In the 1950s, during the Algerian War of Independence from colonial rule, Franz Fanon captured the imagination of the colonised people with his book The Wretched of the Earth that spoke of a pan-African consciousness. He reiterated how “the colonial bourgeoisie… had in fact deeply implanted in the minds of the colonized intellectual [the idea] that the essential qualities remain eternal in spite of all the blunders men may make: the essential qualities of the West, of course.”
Unfortunately, the purva paksha tradition was lost when Islam, Christianity and European Enlightenment invaded Bharat.
“Rather than engaging with Islam and Christianity, or more recently, with Marxism and secularism, dharmic philosophers simply tended to ignore these foreign entries or defer to them by adopting the attitude that ‘all is one.’ This stance, a misreading of dharmic teachings, became an excuse for abandoning purva paksha, for if there are no differences, there is nothing important at which to gaze.
The purva paksha method of engagement can engender sympathy as well as a distance, understanding as well as critique. It must, however, retain several qualities not often found today: direct confrontation, clarification of difference and an assumption for equality. Purva paksha should take place with transparency in an open forum as possible and in such a way as to benefit each party.
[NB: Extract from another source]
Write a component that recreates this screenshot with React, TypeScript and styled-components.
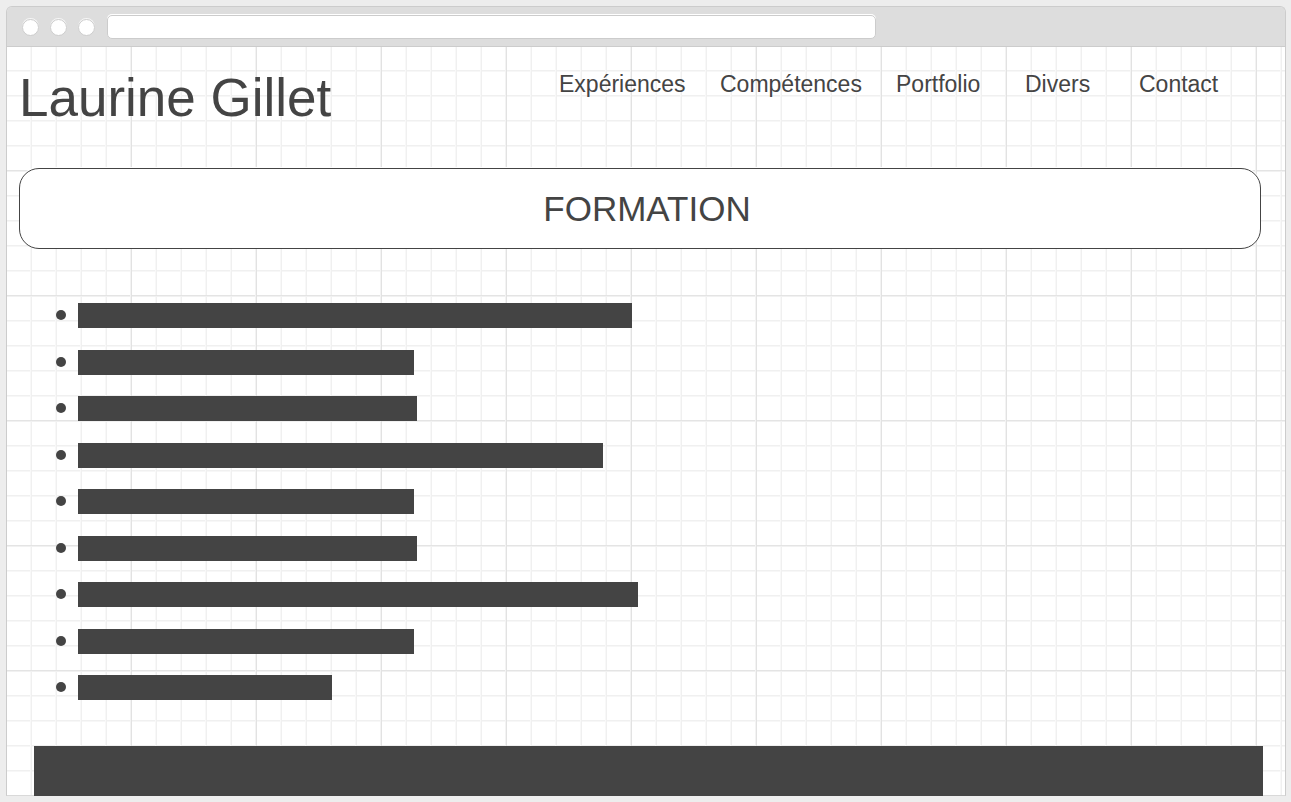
import React from "react";
import styled, { createGlobalStyle } from "styled-components";

const ink = "#444444";

const GlobalStyle = createGlobalStyle`
  *, *::before, *::after { box-sizing: border-box; }
  html { background: #ededed; }
  body {
    margin: 0;
    padding: 6px 5px 6px 6px;
    background: #ededed;
    color: ${ink};
    font-family: "Liberation Sans", Arial, sans-serif;
  }
`;

const BrowserFrame = styled.div`
  border: 1px solid #cccccc;
  border-bottom-color: #d9d9d9;
  border-radius: 6px 6px 0 0;
`;

const TitleBar = styled.div`
  display: flex;
  align-items: center;
  height: 40px;
  padding-left: 15px;
  background: #dddddd;
  border-bottom: 1px solid #cccccc;
  border-radius: 5px 5px 0 0;
`;

const WindowDots = styled.div`
  display: flex;
  gap: 11px;
  padding-top: 2px;
`;

const Dot = styled.span`
  width: 17px;
  height: 17px;
  border: 1px solid #cccccc;
  border-radius: 50%;
  background: #ffffff;
  box-shadow: 0 -1px 0 #f6f6f6;
`;

const AddressBar = styled.input`
  width: calc(60% + 11px);
  height: 24px;
  margin: 0 0 0 12px;
  padding: 0 8px;
  border: 1px solid #cccccc;
  border-radius: 5px;
  background: #ffffff;
  box-shadow: 0 -1px 0 #ffffff;
  color: ${ink};
  font: 14px "Liberation Sans", Arial, sans-serif;
  outline: none;
`;

const GridPaper = styled.div`
  display: flow-root;
  background-color: #ffffff;
  background-image:
    linear-gradient(to right, #f3f3f3 1px, #e2e2e2 1px, #e2e2e2 2px, transparent 2px),
    linear-gradient(to bottom, #e4e4e4 1px, #f1f1f1 1px, #f1f1f1 2px, transparent 2px),
    linear-gradient(to right, #f8f8f8 1px, #f0f0f0 1px, #f0f0f0 2px, transparent 2px),
    linear-gradient(to bottom, #f0f0f0 1px, #f7f7f7 1px, #f7f7f7 2px, transparent 2px);
  background-size: 125px 125px, 125px 125px, 25px 25px, 25px 25px;
  background-position: 123px 0, 0 123px, 23px 0, 0 23px;
`;

const PageHeader = styled.header`
  display: flex;
  justify-content: space-between;
  align-items: flex-start;
  padding: 22px 47px 41px 12px;
`;

const Name = styled.h1`
  margin: 0;
  font-size: 53px;
  font-weight: 400;
  line-height: 58px;
  white-space: nowrap;
`;

const Nav = styled.nav`
  display: grid;
  grid-template-columns: 161px 176px 129px 114px 99px;
  padding-top: 2px;
`;

const NavLink = styled.a`
  color: ${ink};
  font-size: 23px;
  line-height: 26px;
  text-decoration: none;
`;

const Banner = styled.section`
  display: flex;
  align-items: center;
  justify-content: center;
  height: 81px;
  margin: 0 24px 0 12px;
  padding-left: 14px;
  border: 1px solid ${ink};
  border-radius: 20px;
  background: #ffffff;
  box-shadow: 0 -1px 0 #ffffff;
`;

const BannerTitle = styled.h2`
  margin: 0;
  font-size: 35px;
  font-weight: 400;
  line-height: 40px;
`;

const EntryList = styled.ul`
  margin: 54px 24px 46px 49px;
  padding: 0;
  list-style: none;
`;

const Entry = styled.li`
  display: flex;
  align-items: flex-start;
  gap: 12px;
  margin-bottom: 21px;

  &:nth-child(odd) { margin-bottom: 22px; }
  &:last-child { margin-bottom: 0; }

  &::before {
    content: "";
    flex: none;
    width: 10px;
    height: 10px;
    margin-top: 7px;
    border-radius: 50%;
    background: ${ink};
  }
`;

const Bar = styled.span<{ $width: number }>`
  width: ${(p) => p.$width}px;
  height: 25px;
  background: ${ink};
`;

const FooterBlock = styled.footer`
  height: 50px;
  margin: 0 22px -1px 27px;
  background: ${ink};
`;

const links = [
  { label: "Expériences", href: "#experiences" },
  { label: "Compétences", href: "#competences" },
  { label: "Portfolio", href: "#portfolio" },
  { label: "Divers", href: "#divers" },
  { label: "Contact", href: "#contact" },
];

const entryWidths = [554, 336, 339, 525, 336, 339, 560, 336, 254];

export default function App() {
  return (
    <>
      <GlobalStyle />
      <BrowserFrame>
        <TitleBar>
          <WindowDots>
            <Dot />
            <Dot />
            <Dot />
          </WindowDots>
          <AddressBar type="text" aria-label="Adresse" />
        </TitleBar>
        <GridPaper>
          <PageHeader>
            <Name>Laurine Gillet</Name>
            <Nav>
              {links.map((link) => (
                <NavLink key={link.href} href={link.href}>
                  {link.label}
                </NavLink>
              ))}
            </Nav>
          </PageHeader>
          <main>
            <Banner>
              <BannerTitle>FORMATION</BannerTitle>
            </Banner>
            <EntryList>
              {entryWidths.map((width, index) => (
                <Entry key={index}>
                  <Bar $width={width} />
                </Entry>
              ))}
            </EntryList>
          </main>
          <FooterBlock />
        </GridPaper>
      </BrowserFrame>
    </>
  );
}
Acceptance for the need and potential for change should be the baseline from which to work.”
It’s time we revived the dharmic tradition of purva paksha, wipe it clean of the multiple layers of centuries of gross misrepresentation and distortion, and use the lens to examine and reflect western civilization, particularly the Abrahamic religious and metaphysical underpinnings that exert a stranglehold on dharma tractions; especially through Western Indology.